Copy exactly the lines from the beginning of the data down to and including the line holding "import React from 'react';", without any pictures.

_Data items_:
.....
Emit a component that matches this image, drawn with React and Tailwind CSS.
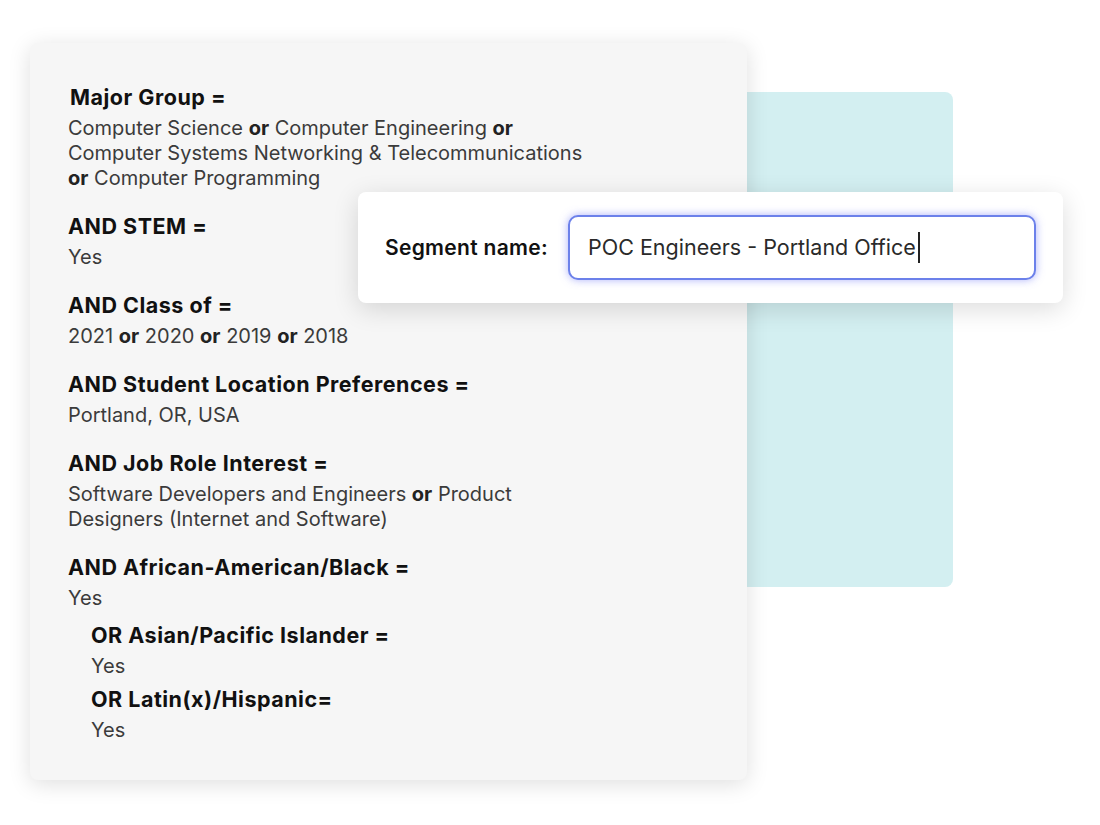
import React from 'react';

const sections = [
  {
    title: 'Major Group =',
    shift: true,
    lines: [
      ['Computer Science ', { b: 'or' }, ' Computer Engineering ', { b: 'or' }],
      ['Computer Systems Networking & Telecommunications'],
      [{ b: 'or' }, ' Computer Programming'],
    ],
  },
  { title: 'AND STEM =', lines: [['Yes']] },
  {
    title: 'AND Class of =',
    lines: [['2021 ', { b: 'or' }, ' 2020 ', { b: 'or' }, ' 2019 ', { b: 'or' }, ' 2018']],
  },
  { title: 'AND Student Location Preferences =', lines: [['Portland, OR, USA']] },
  {
    title: 'AND Job Role Interest =',
    lines: [
      ['Software Developers and Engineers ', { b: 'or' }, ' Product'],
      ['Designers (Internet and Software)'],
    ],
  },
];

function Line({ parts }) {
  return (
    <div className="leading-[25px]">
      {parts.map((p, i) =>
        typeof p === 'string' ? (
          <span key={i}>{p}</span>
        ) : (
          <span key={i} className="font-bold text-[#222]">
            {p.b}
          </span>
        )
      )}
    </div>
  );
}

function Section({ title, lines, shift, className = '' }) {
  return (
    <div className={className}>
      <div
        className={`text-[21.5px] font-bold leading-[28px] tracking-[0.5px] text-[#111] ${shift ? 'ml-[2px]' : ''}`}
      >
        {title}
      </div>
      <div className="mt-[5px] text-[20px] text-[#3b3b3b]">
        {lines.map((l, i) => (
          <Line key={i} parts={l} />
        ))}
      </div>
    </div>
  );
}

export default function App() {
  return (
    <div
      className="relative h-[825px] w-[1100px] overflow-hidden bg-white"
      style={{ fontFamily: 'Inter, "Noto Sans", sans-serif' }}
    >
      {/* teal backdrop */}
      <div className="absolute left-[700px] top-[92px] h-[495px] w-[253px] rounded-[8px] bg-[#d3eff1]" />

      {/* criteria card */}
      <div className="relative ml-[30px] mt-[43px] w-[717px] rounded-[8px] bg-[#f6f6f6] pb-[37px] pl-[38px] pt-[40px] shadow-[0_4px_22px_rgba(0,0,0,0.13)]">
        <div className="flex flex-col gap-[21px]">
          {sections.map((s) => (
            <Section key={s.title} {...s} />
          ))}
          <div>
            <Section title="AND African-American/Black =" lines={[['Yes']]} />
            <div className="ml-[23px] mt-[10px]">
              <Section title="OR Asian/Pacific Islander =" lines={[['Yes']]} />
              <Section className="mt-[6px]" title="OR Latin(x)/Hispanic=" lines={[['Yes']]} />
            </div>
          </div>
        </div>
      </div>

      {/* segment name popover */}
      <div className="absolute left-[358px] top-[192px] flex h-[111px] w-[705px] items-center rounded-[8px] bg-white pl-[27px] shadow-[0_6px_26px_rgba(0,0,0,0.14)]">
        <span className="w-[183px] text-[21px] font-semibold tracking-[0.3px] text-[#111]">
          Segment name:
        </span>
        <div className="flex h-[65px] w-[468px] items-center rounded-[10px] border-2 border-[#6c81ea] bg-white pl-[18px] shadow-[0_0_8px_rgba(105,115,245,0.55)]">
          <span className="text-[21.5px] text-[#2a2a2a]">POC Engineers - Portland Office</span>
          <span className="ml-[2px] h-[31px] w-[2px] bg-[#222]" />
        </div>
      </div>
    </div>
  );
}
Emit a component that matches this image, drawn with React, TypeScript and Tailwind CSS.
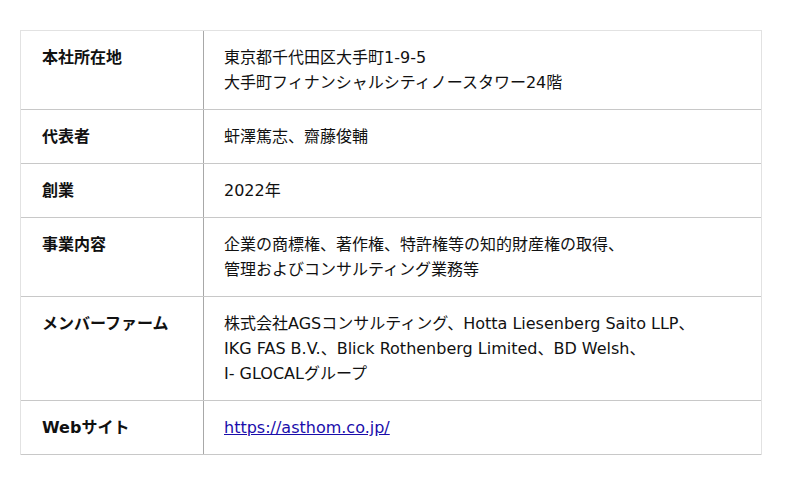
const rows: { label: string; lines: React.ReactNode[] }[] = [
  { label: "本社所在地", lines: ["東京都千代田区大手町1-9-5", "大手町フィナンシャルシティノースタワー24階"] },
  { label: "代表者", lines: ["虷澤篤志、齋藤俊輔"] },
  { label: "創業", lines: ["2022年"] },
  { label: "事業内容", lines: ["企業の商標権、著作権、特許権等の知的財産権の取得、", "管理およびコンサルティング業務等"] },
  {
    label: "メンバーファーム",
    lines: [
      "株式会社AGSコンサルティング、Hotta Liesenberg Saito LLP、",
      "IKG FAS B.V.、Blick Rothenberg Limited、BD Welsh、",
      "I- GLOCALグループ",
    ],
  },
  {
    label: "Webサイト",
    lines: [
      <a key="u" href="#" className="text-[#1a0dab] underline">
        https://asthom.co.jp/
      </a>,
    ],
  },
];

export default function App() {
  return (
    <div
      className="w-[800px] h-[485px] bg-white pt-[30px] pl-[20px] text-[16px] text-[#111]"
      style={{ fontFamily: '"DejaVu Sans", "Noto Sans CJK JP", sans-serif' }}
    >
      <div className="w-[742px] border-t border-l border-r border-[#e2e2e2]">
        {rows.map((r) => (
          <div key={r.label} className="flex border-b border-[#c8c8c8]">
            <div className="w-[183px] shrink-0 border-r border-[#a8a8a8] pl-[21px] py-[14px] font-bold leading-[25px]">
              {r.label}
            </div>
            <div className="pl-[20px] py-[14px] leading-[25px]">
              {r.lines.map((l, i) => (
                <div key={i}>{l}</div>
              ))}
            </div>
          </div>
        ))}
      </div>
    </div>
  );
}
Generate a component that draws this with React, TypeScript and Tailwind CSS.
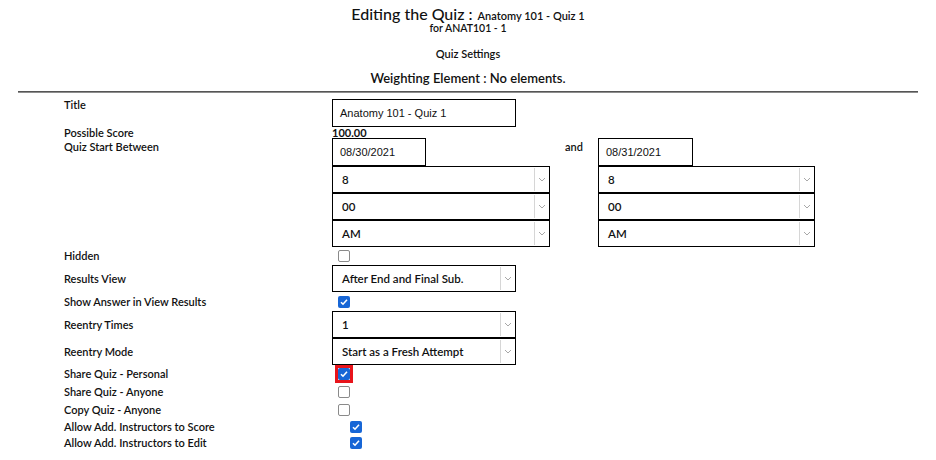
const font = "font-['Lato','Noto_Sans',sans-serif]";

const Chevron = () => (
  <svg width="8" height="5" viewBox="0 0 8 5" className="text-[#a8a8a8]">
    <path d="M1 1l3 3 3-3" fill="none" stroke="currentColor" strokeWidth="1" />
  </svg>
);

const Select = ({ value, w }: { value: string; w: string }) => (
  <div className={`flex h-[27px] items-stretch border border-black bg-white ${w}`}>
    <div className="flex flex-1 items-center pl-[9px] text-[11.5px] font-semibold text-[#111]">{value}</div>
    <div className="my-[1px] flex w-[15px] items-center justify-center border-l border-[#d6d6d6]">
      <Chevron />
    </div>
  </div>
);

const TextInput = ({ value, w }: { value: string; w: string }) => (
  <div
    className={`flex h-[28px] items-center border border-black bg-white pl-[7px] font-['Liberation_Sans',Arial,sans-serif] text-[11px] text-[#111] ${w}`}
  >
    {value}
  </div>
);

const Check = ({ checked, focus }: { checked?: boolean; focus?: boolean }) => (
  <div className={`flex h-[18px] w-[18px] items-center justify-center ${focus ? "border-[3px] border-[#e8141b]" : ""}`}>
    {checked ? (
      <div className="flex h-[12px] w-[12px] items-center justify-center rounded-[2px] bg-[#1766d6]">
        <svg width="10" height="10" viewBox="0 0 10 10">
          <path d="M2 5.2l2 2 4-4.4" fill="none" stroke="white" strokeWidth="1.6" />
        </svg>
      </div>
    ) : (
      <div className="h-[12px] w-[12px] rounded-[2px] border border-[#8a8a8a] bg-white" />
    )}
  </div>
);

const Label = ({ children, top }: { children: string; top?: boolean }) => (
  <div className={`flex h-full text-[11px] font-semibold leading-[12px] text-[#111] ${top ? "items-start" : "items-center"}`}>
    {children}
  </div>
);

export default function App() {
  return (
    <div className={`h-[460px] w-[936px] overflow-hidden bg-white ${font} text-[#111]`}>
      <div className="flex flex-col items-center pt-[4px]">
        <div className="flex h-[20px] items-baseline gap-[5px] leading-[20px]">
          <span className="text-[16px] font-medium">Editing the Quiz :</span>
          <span className="text-[11px] font-semibold">Anatomy 101 - Quiz 1</span>
        </div>
        <div className="-mt-[2px] h-[12px] text-[10.5px] font-semibold leading-[12px]">for ANAT101 - 1</div>
        <div className="mt-[14px] h-[12px] text-[11px] font-semibold leading-[12px]">Quiz Settings</div>
        <div className="mt-[11px] h-[14px] text-[13px] font-semibold leading-[14px]">Weighting Element : No elements.</div>
      </div>
      <div className="mx-[18px] mt-[6px] h-[2px] border-t border-[#555] bg-[#8d8d8d]" />

      <div className="grid grid-cols-[268px_1fr] pl-[64px] pt-[6px]">
        <div><Label top>Title</Label></div>
        <div><TextInput value="Anatomy 101 - Quiz 1" w="w-[184px]" /></div>

        <div className="h-[11px]"><Label>Possible Score</Label></div>
        <div className="flex h-[11px] items-center text-[11px] font-bold leading-none">100.00</div>

        <div className="pt-[3px]"><Label top>Quiz Start Between</Label></div>
        <div className="flex">
          <div className="flex flex-col">
            <TextInput value="08/30/2021" w="w-[94px]" />
            <Select value="8" w="w-[218px]" />
            <Select value="00" w="w-[218px]" />
            <Select value="AM" w="w-[218px]" />
          </div>
          <div className="w-[48px] pl-[15px] pt-[3px] text-[11px] font-semibold leading-[12px]">and</div>
          <div className="flex flex-col">
            <TextInput value="08/31/2021" w="w-[95px]" />
            <Select value="8" w="w-[217px]" />
            <Select value="00" w="w-[217px]" />
            <Select value="AM" w="w-[217px]" />
          </div>
        </div>

        <div className="h-[18px]"><Label>Hidden</Label></div>
        <div className="flex h-[18px] items-center pl-[3px]"><Check /></div>

        <div className="h-[27px]"><Label>Results View</Label></div>
        <div className="h-[27px]"><Select value="After End and Final Sub." w="w-[184px]" /></div>

        <div className="h-[19px]"><Label>Show Answer in View Results</Label></div>
        <div className="flex h-[19px] items-center pl-[3px]"><Check checked /></div>

        <div className="h-[27px]"><Label>Reentry Times</Label></div>
        <div className="h-[27px]"><Select value="1" w="w-[184px]" /></div>

        <div className="h-[27px]"><Label>Reentry Mode</Label></div>
        <div className="h-[27px]"><Select value="Start as a Fresh Attempt" w="w-[184px]" /></div>

        <div className="h-[18px]"><Label>Share Quiz - Personal</Label></div>
        <div className="flex h-[18px] items-center pl-[3px]"><Check checked focus /></div>

        <div className="h-[18px]"><Label>Share Quiz - Anyone</Label></div>
        <div className="flex h-[18px] items-center pl-[3px]"><Check /></div>

        <div className="h-[18px]"><Label>Copy Quiz - Anyone</Label></div>
        <div className="flex h-[18px] items-center pl-[3px]"><Check /></div>

        <div className="h-[16px]"><Label>Allow Add. Instructors to Score</Label></div>
        <div className="flex h-[16px] items-center pl-[15px]"><Check checked /></div>

        <div className="h-[16px]"><Label>Allow Add. Instructors to Edit</Label></div>
        <div className="flex h-[16px] items-center pl-[15px]"><Check checked /></div>
      </div>
    </div>
  );
}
.....
_TASK RESPONSE_:
Emit a component that matches this image, drawn with React and Tailwind CSS.
import React from 'react';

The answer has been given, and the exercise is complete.